**SHORT PROBLEM**
Extract word for word the lines of the listing from its start to the line holding "const days = [0, 1, 2, 3, 4, 5, 6];", both ends kept; pictures are not part of the copy.

§

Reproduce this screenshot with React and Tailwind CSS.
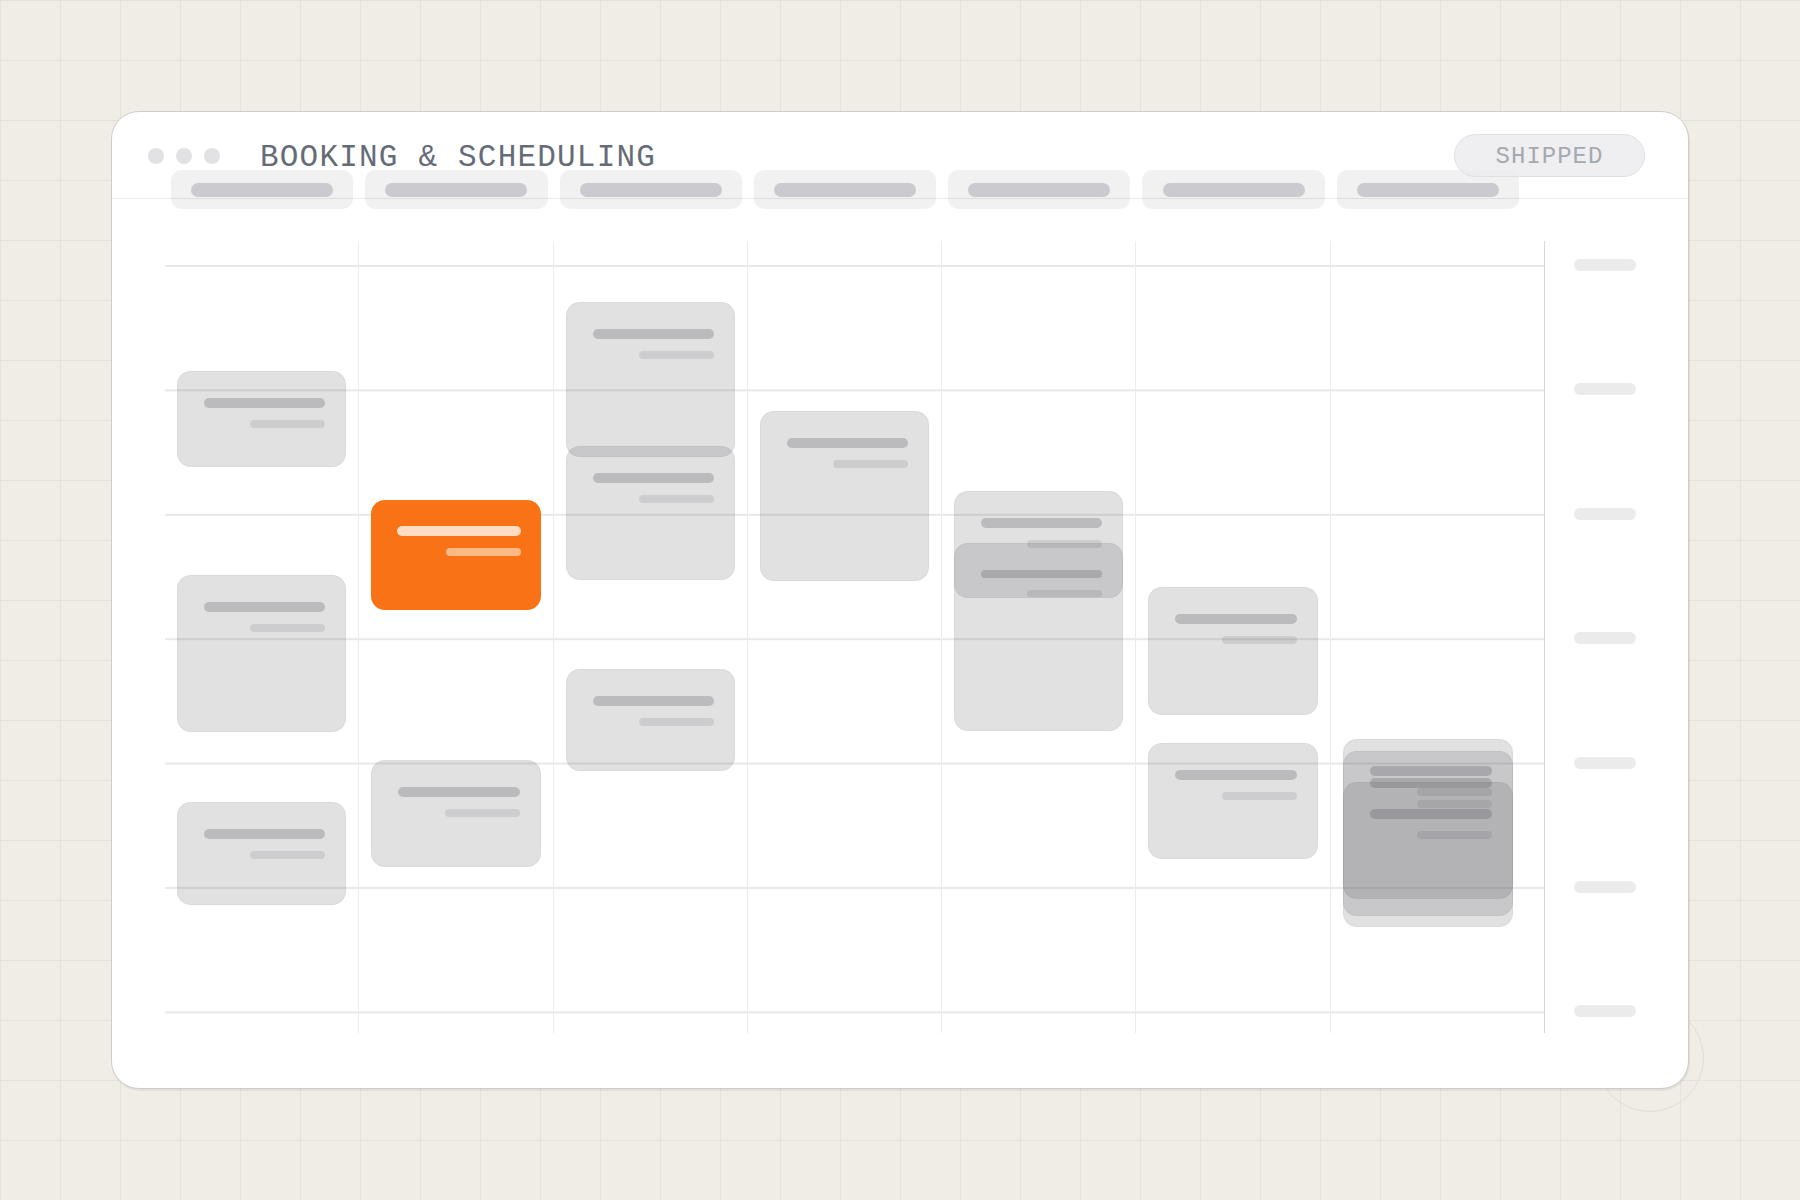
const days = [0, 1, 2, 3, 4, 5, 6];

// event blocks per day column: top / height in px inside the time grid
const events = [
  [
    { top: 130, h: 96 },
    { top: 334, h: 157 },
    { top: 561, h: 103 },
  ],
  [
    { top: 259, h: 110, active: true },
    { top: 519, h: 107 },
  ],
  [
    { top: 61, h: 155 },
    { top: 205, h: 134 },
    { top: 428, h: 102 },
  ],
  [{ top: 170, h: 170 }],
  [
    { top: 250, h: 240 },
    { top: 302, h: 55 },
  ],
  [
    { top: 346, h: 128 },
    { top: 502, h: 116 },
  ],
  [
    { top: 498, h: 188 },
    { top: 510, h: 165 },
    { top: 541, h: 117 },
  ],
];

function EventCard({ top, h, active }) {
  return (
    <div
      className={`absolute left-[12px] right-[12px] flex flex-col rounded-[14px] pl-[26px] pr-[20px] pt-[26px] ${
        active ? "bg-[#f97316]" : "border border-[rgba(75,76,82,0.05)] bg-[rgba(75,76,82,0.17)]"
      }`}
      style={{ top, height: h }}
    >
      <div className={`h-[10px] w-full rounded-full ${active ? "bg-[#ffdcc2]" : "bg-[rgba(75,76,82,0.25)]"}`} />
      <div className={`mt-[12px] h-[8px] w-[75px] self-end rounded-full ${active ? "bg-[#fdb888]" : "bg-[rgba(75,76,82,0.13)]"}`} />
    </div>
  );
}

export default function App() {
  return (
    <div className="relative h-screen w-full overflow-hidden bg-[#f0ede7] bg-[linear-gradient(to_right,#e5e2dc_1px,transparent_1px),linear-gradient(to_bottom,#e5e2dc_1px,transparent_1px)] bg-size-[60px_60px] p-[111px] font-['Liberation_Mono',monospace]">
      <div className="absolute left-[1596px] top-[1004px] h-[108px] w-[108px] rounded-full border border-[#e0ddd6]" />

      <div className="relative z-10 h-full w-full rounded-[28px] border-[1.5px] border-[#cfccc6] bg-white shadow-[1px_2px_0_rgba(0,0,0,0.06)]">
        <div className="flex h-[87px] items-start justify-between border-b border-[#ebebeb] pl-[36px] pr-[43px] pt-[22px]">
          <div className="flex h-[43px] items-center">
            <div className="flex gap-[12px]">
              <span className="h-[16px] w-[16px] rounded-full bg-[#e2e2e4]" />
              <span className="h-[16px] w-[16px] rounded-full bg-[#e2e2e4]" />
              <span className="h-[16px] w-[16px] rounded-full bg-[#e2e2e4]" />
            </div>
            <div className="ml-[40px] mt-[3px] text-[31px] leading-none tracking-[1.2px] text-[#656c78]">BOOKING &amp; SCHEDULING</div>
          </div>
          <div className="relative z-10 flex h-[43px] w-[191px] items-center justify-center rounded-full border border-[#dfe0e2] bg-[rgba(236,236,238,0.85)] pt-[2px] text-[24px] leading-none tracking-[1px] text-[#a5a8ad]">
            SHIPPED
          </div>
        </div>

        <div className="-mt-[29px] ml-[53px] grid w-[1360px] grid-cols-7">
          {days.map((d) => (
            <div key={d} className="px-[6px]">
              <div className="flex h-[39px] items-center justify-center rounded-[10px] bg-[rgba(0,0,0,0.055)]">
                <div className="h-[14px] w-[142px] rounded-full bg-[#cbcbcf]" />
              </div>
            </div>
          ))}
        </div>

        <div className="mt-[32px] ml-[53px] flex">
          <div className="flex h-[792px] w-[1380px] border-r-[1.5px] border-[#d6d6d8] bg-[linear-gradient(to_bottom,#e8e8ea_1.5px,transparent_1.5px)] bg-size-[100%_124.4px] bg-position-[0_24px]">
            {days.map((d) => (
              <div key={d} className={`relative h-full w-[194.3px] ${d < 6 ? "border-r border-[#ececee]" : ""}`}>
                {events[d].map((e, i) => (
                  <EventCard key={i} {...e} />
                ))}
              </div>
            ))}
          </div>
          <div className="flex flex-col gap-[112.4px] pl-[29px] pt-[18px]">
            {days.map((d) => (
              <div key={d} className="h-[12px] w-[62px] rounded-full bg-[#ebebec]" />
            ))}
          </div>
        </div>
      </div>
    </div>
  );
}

§

**THE COMPLETED TASK**
Reproduce this screenshot with React and Tailwind CSS.
const days = [0, 1, 2, 3, 4, 5, 6];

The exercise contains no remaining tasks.